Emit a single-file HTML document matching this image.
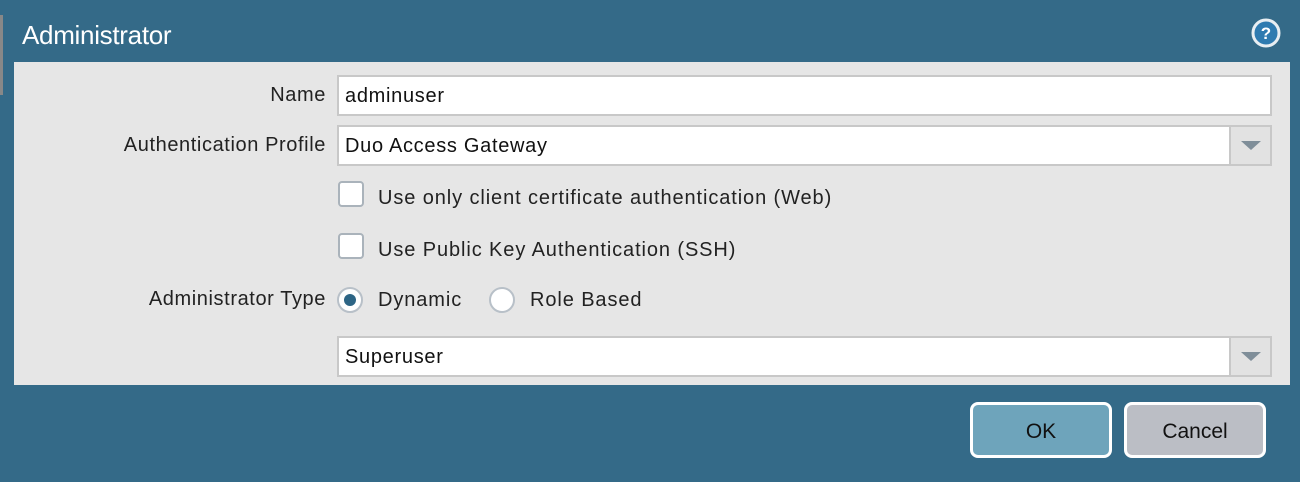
<!DOCTYPE html>
<html><head><style>
body{margin:0;width:1300px;height:482px;background:#346a88;position:relative;overflow:hidden;font-family:"Liberation Sans",sans-serif;color:#222}
.a{position:absolute}
.title{left:22px;top:20px;color:#fff;font-size:26px;letter-spacing:-0.3px}
.panel{left:14px;top:62px;width:1276px;height:323px;background:#e6e6e6}
.lbl{font-size:20px;text-align:right;width:326px;left:0;letter-spacing:0.6px}
.inp{background:#fff;border:2px solid #c8c8c8;box-sizing:border-box;font-size:20px;padding-left:6px;line-height:39px;color:#111;letter-spacing:0.7px}
.dd{position:absolute;right:0;top:0;width:41px;height:100%;background:#e2e2e2;border-left:2px solid #c8c8c8;box-sizing:border-box}
.dd:after{content:"";position:absolute;left:10px;top:14px;border-left:10px solid transparent;border-right:10px solid transparent;border-top:9px solid #7f8e99}
.cb{width:26px;height:26px;background:#fff;border:2px solid #aab3bb;border-radius:4px;box-sizing:border-box}
.rd{width:26px;height:26px;background:#fff;border:2px solid #b8c0c8;border-radius:50%;box-sizing:border-box}
.txt{font-size:20px;color:#222;letter-spacing:0.9px}
.btn{border:3px solid #fff;border-radius:8px;box-sizing:border-box;font-size:21px;text-align:center;line-height:53px;color:#111}
</style></head><body>
<div class="a" style="left:0;top:15px;width:3px;height:80px;background:#888"></div>
<div class="a title">Administrator</div>
<svg class="a" style="left:1251px;top:18px" width="30" height="30" viewBox="0 0 30 30"><circle cx="15" cy="15" r="13" fill="#2f7bb0" stroke="#e8eef2" stroke-width="3"/><text x="15" y="21" font-size="17" font-weight="bold" text-anchor="middle" fill="#fff" font-family="Liberation Sans">?</text></svg>
<div class="a panel"></div>
<div class="a lbl" style="top:84px">Name</div>
<div class="a inp" style="left:337px;top:75px;width:935px;height:41px">adminuser</div>
<div class="a lbl" style="top:134px">Authentication Profile</div>
<div class="a inp" style="left:337px;top:125px;width:935px;height:41px">Duo Access Gateway<div class="dd"></div></div>
<div class="a cb" style="left:338px;top:181px"></div>
<div class="a txt" style="left:378px;top:187px">Use only client certificate authentication (Web)</div>
<div class="a cb" style="left:338px;top:233px"></div>
<div class="a txt" style="left:378px;top:239px">Use Public Key Authentication (SSH)</div>
<div class="a lbl" style="top:288px">Administrator Type</div>
<div class="a rd" style="left:337px;top:287px"></div>
<div class="a" style="left:344px;top:294px;width:12px;height:12px;border-radius:50%;background:#2d6585"></div>
<div class="a txt" style="left:378px;top:289px">Dynamic</div>
<div class="a rd" style="left:489px;top:287px"></div>
<div class="a txt" style="left:530px;top:289px">Role Based</div>
<div class="a inp" style="left:337px;top:336px;width:935px;height:41px">Superuser<div class="dd"></div></div>
<div class="a btn" style="left:970px;top:402px;width:142px;height:56px;background:#6ea4bb">OK</div>
<div class="a btn" style="left:1124px;top:402px;width:142px;height:56px;background:#bbbec5">Cancel</div>
</body></html>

+++

- [Task brief]:
Transcribe the listing in full. Omit the pictures and keep every line exact.

- [Reply to the exercise]:
Emit a single-file HTML document matching this image.
<!DOCTYPE html>
<html><head><style>
body{margin:0;width:1300px;height:482px;background:#346a88;position:relative;overflow:hidden;font-family:"Liberation Sans",sans-serif;color:#222}
.a{position:absolute}
.title{left:22px;top:20px;color:#fff;font-size:26px;letter-spacing:-0.3px}
.panel{left:14px;top:62px;width:1276px;height:323px;background:#e6e6e6}
.lbl{font-size:20px;text-align:right;width:326px;left:0;letter-spacing:0.6px}
.inp{background:#fff;border:2px solid #c8c8c8;box-sizing:border-box;font-size:20px;padding-left:6px;line-height:39px;color:#111;letter-spacing:0.7px}
.dd{position:absolute;right:0;top:0;width:41px;height:100%;background:#e2e2e2;border-left:2px solid #c8c8c8;box-sizing:border-box}
.dd:after{content:"";position:absolute;left:10px;top:14px;border-left:10px solid transparent;border-right:10px solid transparent;border-top:9px solid #7f8e99}
.cb{width:26px;height:26px;background:#fff;border:2px solid #aab3bb;border-radius:4px;box-sizing:border-box}
.rd{width:26px;height:26px;background:#fff;border:2px solid #b8c0c8;border-radius:50%;box-sizing:border-box}
.txt{font-size:20px;color:#222;letter-spacing:0.9px}
.btn{border:3px solid #fff;border-radius:8px;box-sizing:border-box;font-size:21px;text-align:center;line-height:53px;color:#111}
</style></head><body>
<div class="a" style="left:0;top:15px;width:3px;height:80px;background:#888"></div>
<div class="a title">Administrator</div>
<svg class="a" style="left:1251px;top:18px" width="30" height="30" viewBox="0 0 30 30"><circle cx="15" cy="15" r="13" fill="#2f7bb0" stroke="#e8eef2" stroke-width="3"/><text x="15" y="21" font-size="17" font-weight="bold" text-anchor="middle" fill="#fff" font-family="Liberation Sans">?</text></svg>
<div class="a panel"></div>
<div class="a lbl" style="top:84px">Name</div>
<div class="a inp" style="left:337px;top:75px;width:935px;height:41px">adminuser</div>
<div class="a lbl" style="top:134px">Authentication Profile</div>
<div class="a inp" style="left:337px;top:125px;width:935px;height:41px">Duo Access Gateway<div class="dd"></div></div>
<div class="a cb" style="left:338px;top:181px"></div>
<div class="a txt" style="left:378px;top:187px">Use only client certificate authentication (Web)</div>
<div class="a cb" style="left:338px;top:233px"></div>
<div class="a txt" style="left:378px;top:239px">Use Public Key Authentication (SSH)</div>
<div class="a lbl" style="top:288px">Administrator Type</div>
<div class="a rd" style="left:337px;top:287px"></div>
<div class="a" style="left:344px;top:294px;width:12px;height:12px;border-radius:50%;background:#2d6585"></div>
<div class="a txt" style="left:378px;top:289px">Dynamic</div>
<div class="a rd" style="left:489px;top:287px"></div>
<div class="a txt" style="left:530px;top:289px">Role Based</div>
<div class="a inp" style="left:337px;top:336px;width:935px;height:41px">Superuser<div class="dd"></div></div>
<div class="a btn" style="left:970px;top:402px;width:142px;height:56px;background:#6ea4bb">OK</div>
<div class="a btn" style="left:1124px;top:402px;width:142px;height:56px;background:#bbbec5">Cancel</div>
</body></html>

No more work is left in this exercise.